Il n’est donc pas étonnant que les Etats-Unis restent au balcon sans vraiment désapprouver lorsque l’armée chasse du pouvoir le président élu. Cela ne peut aussi guère étonner qu’Obama, et tout le monde occidental avec lui, ne s’avance pas davantage pour « appeler à la réserve toutes les parties ». L’annulation d’exercices militaires communs avec l’armée égyptienne peut difficilement être considérée comme une sanction.
Il y a une seule constante que nous pouvons retrouver dans la politique des Etats-Unis : « Comment garder l’Egypte sous contrôle ? » Ce n’est guère surprenant vu l’importance de l’Egypte. Pour les Etats-Unis, l’Egypte est depuis quarante ans un élément crucial de son contrôle dans la région, et ils entendent bien que cela continue. Aussi longtemps qu’il y a un partenaire stable à la frontière sud d’Israël, le contrôle est maintenu sur la canal de Suez, économiquement très important, la libéralisation de l’économie égyptienne sous la pression des prêts du FMI se poursuit, et les profits nécessaires peuvent être engrangés…

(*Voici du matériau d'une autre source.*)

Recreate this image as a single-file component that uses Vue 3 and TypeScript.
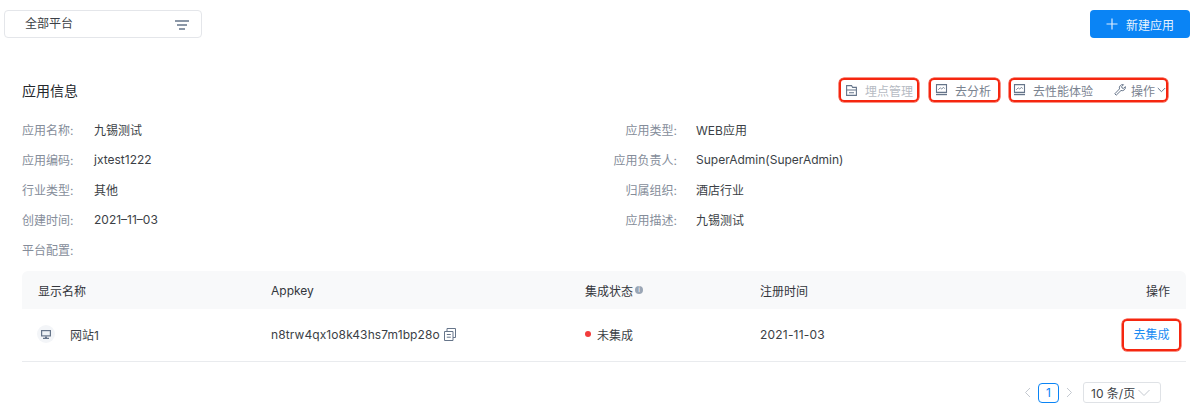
<script setup lang="ts">
interface InfoRow {
  label: string;
  value: string;
}

const leftInfo: InfoRow[] = [
  { label: '应用名称:', value: '九锡测试' },
  { label: '应用编码:', value: 'jxtest1222' },
  { label: '行业类型:', value: '其他' },
  { label: '创建时间:', value: '2021–11–03' },
  { label: '平台配置:', value: '' },
];

const rightInfo: InfoRow[] = [
  { label: '应用类型:', value: 'WEB应用' },
  { label: '应用负责人:', value: 'SuperAdmin(SuperAdmin)' },
  { label: '归属组织:', value: '酒店行业' },
  { label: '应用描述:', value: '九锡测试' },
];
</script>

<template>
  <div class="page">
    <header class="topbar">
      <div class="platform-select">
        <span class="platform-text">全部平台</span>
        <svg class="filter-icon" width="14" height="10" viewBox="0 0 14 10">
          <path d="M0 1h14M2 5h10M4 9h6" stroke="#66758a" stroke-width="1.7" fill="none" />
        </svg>
      </div>
      <button class="primary-btn" type="button">
        <svg width="12" height="12" viewBox="0 0 12 12">
          <path d="M6 .5v11M.5 6h11" stroke="#dcecfd" stroke-width="1.2" fill="none" />
        </svg>
        <span>新建应用</span>
      </button>
    </header>

    <section class="card">
      <div class="card-head">
        <h2 class="card-title">应用信息</h2>
        <div class="actions">
          <div class="marked first">
            <svg width="11" height="11" viewBox="0 0 11 11" fill="none" stroke="#66758a" stroke-width="1.1">
              <path d="M.6.6h5l1 1.800h3.800v8H.6zM.6 5h9.800M3 7.800h5" />
            </svg>
            <span class="muted">埋点管理</span>
          </div>
          <div class="marked second">
            <svg width="13" height="12" viewBox="0 0 13 12" fill="none" stroke="#66758a" stroke-width="1.1">
              <path d="M1.500.6h10v7.800h-10z" />
              <path d="M3.200 5.800l2-2 1.600 1.300 1.500-1.800 1.500 1.300" stroke-width=".8" />
              <path d="M1 10.500h11" stroke-width="1.400" />
            </svg>
            <span>去分析</span>
          </div>
          <div class="marked third">
            <svg width="13" height="12" viewBox="0 0 13 12" fill="none" stroke="#66758a" stroke-width="1.1">
              <path d="M1.500.6h10v7.800h-10z" />
              <path d="M3.200 5.800l2-2 1.600 1.300 1.500-1.800 1.500 1.300" stroke-width=".8" />
              <path d="M1 10.500h11" stroke-width="1.400" />
            </svg>
            <span class="perf">去性能体验</span>
            <svg class="wrench" width="12" height="12" viewBox="0 0 12 12" fill="none" stroke="#66758a" stroke-width="1">
              <path d="M.8 9.800l4.700-4.900a3.300 3.300 0 0 1 4-4.200L7.700 2.500l.3 1.500 1.500.4 1.800-1.800A3.300 3.300 0 0 1 7 6.500l-4.800 4.700z" />
            </svg>
            <span class="op">操作</span>
            <svg width="9" height="6" viewBox="0 0 9 6" fill="none" stroke="#66758a" stroke-width="1">
              <path d="M.8 1l3.700 3.700L8.200 1" />
            </svg>
          </div>
        </div>
      </div>

      <div class="info">
        <div class="info-col">
          <div v-for="row in leftInfo" :key="row.label" class="info-row">
            <span class="info-label">{{ row.label }}</span>
            <span class="info-value">{{ row.value }}</span>
          </div>
        </div>
        <div class="info-col right">
          <div v-for="row in rightInfo" :key="row.label" class="info-row">
            <span class="info-label">{{ row.label }}</span>
            <span class="info-value">{{ row.value }}</span>
          </div>
        </div>
      </div>

      <div class="table">
        <div class="table-row table-header">
          <div>显示名称</div>
          <div>Appkey</div>
          <div class="status-head">
            集成状态
            <span class="info-dot">i</span>
          </div>
          <div>注册时间</div>
          <div class="cell-end">操作</div>
        </div>
        <div class="table-row table-body">
          <div class="name-cell">
            <span class="device-icon">
              <svg width="10" height="9" viewBox="0 0 10 9">
                <path d="M0 0h10v6.500H0z" fill="#66758a" />
                <path d="M1.200 1.200h7.600v4.100H1.200z" fill="#eef2f6" />
                <path d="M4 6.500h2V8H4zM2 7.800h6V9H2z" fill="#66758a" />
              </svg>
            </span>
            <span>网站1</span>
          </div>
          <div class="key-cell">
            <span>n8trw4qx1o8k43hs7m1bp28o</span>
            <svg width="12" height="13" viewBox="0 0 12 13" fill="none" stroke="#66758a" stroke-width="1">
              <path d="M.5 3.500h8.500v9H.5zM3 3.500v-3h8.500v9H9M2.800 6.500h4M2.800 9.200h4" />
            </svg>
          </div>
          <div class="status-cell">
            <span class="red-dot"></span>
            <span>未集成</span>
          </div>
          <div class="date-cell">2021-11-03</div>
          <div class="cell-end">
            <a class="integrate-link">去集成</a>
          </div>
        </div>
      </div>

      <div class="pager">
        <svg width="7" height="11" viewBox="0 0 7 11" fill="none" stroke="#c4c9d0" stroke-width="1">
          <path d="M6 1L1.500 5.500 6 10" />
        </svg>
        <span class="page-num">1</span>
        <svg width="7" height="11" viewBox="0 0 7 11" fill="none" stroke="#c4c9d0" stroke-width="1">
          <path d="M1 1l4.500 4.500L1 10" />
        </svg>
        <div class="page-size">
          <span>10 条/页</span>
          <svg width="12" height="8" viewBox="0 0 12 8" fill="none" stroke="#c4c9d0" stroke-width="1">
            <path d="M.5 1L6 6.500 11.500 1" />
          </svg>
        </div>
      </div>
    </section>
  </div>
</template>

<style>
body {
  background: #fff;
}
</style>

<style scoped>
.page {
  width: 1202px;
  height: 410px;
  box-sizing: border-box;
  overflow: hidden;
  padding: 10px 12px 0 4px;
  background: #fff;
  color: #2c2f36;
  font-family: Inter, "Noto Sans CJK SC", sans-serif;
  font-size: 12px;
}

.topbar {
  display: flex;
  justify-content: space-between;
  align-items: flex-start;
}

.platform-select {
  width: 198px;
  height: 28px;
  box-sizing: border-box;
  display: flex;
  align-items: center;
  justify-content: space-between;
  padding: 0 12px 0 20px;
  border: 1px solid #e4e6ea;
  border-radius: 4px;
  color: #3b3f46;
}

.platform-text {
  margin-top: -4px;
}

.filter-icon {
  margin-top: 2px;
}

.primary-btn {
  width: 100px;
  height: 28px;
  display: flex;
  align-items: center;
  justify-content: center;
  gap: 8px;
  border: 0;
  border-radius: 4px;
  background: #0a84f5;
  color: #e8f3fe;
  font: inherit;
  padding: 0;
}

.card {
  margin: 40px 4px 0 18px;
}

.card-head {
  display: flex;
  justify-content: space-between;
  align-items: center;
  height: 24px;
}

.card-title {
  margin: 0;
  font-size: 14px;
  font-weight: 400;
  color: #24272d;
}

.actions {
  display: flex;
  margin-right: 18px;
  color: #7a8390;
}

.marked {
  height: 24px;
  box-sizing: border-box;
  display: flex;
  align-items: center;
  border: 2px solid #f5260f;
  border-radius: 5px;
  box-shadow: 0 0 0 0.5px #f5260f;
  white-space: nowrap;
}

.first {
  width: 80px;
  padding-left: 5px;
}

.first .muted {
  margin-left: 8px;
}

.second {
  width: 71px;
  margin-left: 10px;
  padding-left: 4px;
}

.second span {
  margin-left: 7px;
}

.third {
  width: 159px;
  margin-left: 9px;
  padding-left: 2px;
}

.muted {
  color: #b6bbc3;
}

.perf {
  width: 60px;
  margin-left: 7px;
}

.wrench {
  margin-left: 21px;
}

.op {
  margin: 0 2px 0 5px;
}

.info {
  display: grid;
  grid-template-columns: 1fr 1fr;
  margin-top: 12px;
}

.info-col {
  display: flex;
  flex-direction: column;
}

.info-row {
  height: 30px;
  display: flex;
  align-items: center;
}

.info-label {
  width: 72px;
  color: #858d9a;
  flex: none;
}

.info-value {
  color: #3b3f46;
}

.right .info-label {
  width: 73px;
  text-align: right;
}

.right .info-value {
  margin-left: 19px;
}

.table {
  margin-top: 7px;
}

.table-row {
  display: grid;
  grid-template-columns: 233px 314px 175px 1fr 100px;
  align-items: center;
  padding: 0 16px;
}

.table-header {
  height: 38px;
  background: #f8f9fa;
  border-radius: 6px 6px 0 0;
  color: #33363c;
}

.table-body {
  height: 53px;
  box-sizing: border-box;
  padding-bottom: 2px;
  border-bottom: 1px solid #e9ebee;
  color: #3b3f46;
}

.cell-end {
  text-align: right;
}

.date-cell {
  letter-spacing: 0.2px;
}

.status-head {
  display: flex;
  align-items: center;
  gap: 2px;
}

.info-dot {
  width: 8px;
  height: 8px;
  border-radius: 50%;
  background: #9aa6b5;
  color: #fff;
  font-size: 7px;
  line-height: 8px;
  text-align: center;
}

.name-cell {
  display: flex;
  align-items: center;
}

.device-icon {
  width: 18px;
  height: 18px;
  margin-left: -1px;
  border-radius: 50%;
  background: #f3f5f8;
  display: flex;
  align-items: center;
  justify-content: center;
  margin-right: 15px;
}

.key-cell {
  display: flex;
  align-items: center;
  gap: 4px;
  letter-spacing: 0.1px;
}

.status-cell {
  display: flex;
  align-items: center;
  gap: 6px;
}

.red-dot {
  width: 6px;
  height: 6px;
  border-radius: 50%;
  background: #f23c3c;
}

.integrate-link {
  display: inline-block;
  box-sizing: border-box;
  width: 59px;
  height: 32px;
  margin-top: 2px;
  margin-right: -11px;
  border: 2px solid #f5260f;
  border-radius: 5px;
  box-shadow: 0 0 0 0.5px #f5260f;
  color: #1c8cf2;
  line-height: 28px;
  text-align: center;
  vertical-align: middle;
}

.pager {
  display: flex;
  justify-content: flex-end;
  align-items: center;
  margin-top: 20px;
  padding-right: 25px;
}

.page-num {
  width: 21px;
  height: 20px;
  box-sizing: border-box;
  margin: 0 7px;
  border: 1px solid #0a84f5;
  border-radius: 4px;
  color: #0a84f5;
  text-align: center;
  line-height: 18px;
}

.page-size {
  width: 78px;
  height: 21px;
  box-sizing: border-box;
  border: 1px solid #dfe2e6;
  border-radius: 3px;
  display: flex;
  align-items: center;
  justify-content: space-between;
  padding: 0 10px 0 7px;
  margin-left: 10px;
  color: #3b3f46;
}
</style>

Jusqu’au début de 2011, il n’y avait aucun nuage à l’horizon pour les Etats-Unis. Tout était calme en Afrique du Nord. Aujourd’hui il faut cependant intervenir et c’est ce que fait Obama. Aussi longtemps que les détenteurs du pouvoir en Egypte défendent les intérêts des Etats-Unis, ils peuvent en attendre du soutien. Qu’il faille pour cela étouffer dans le sang les acquis démocratiques de la révolution populaire n’est pas un problème. Pas sûr que les Egyptiens pensent la même chose.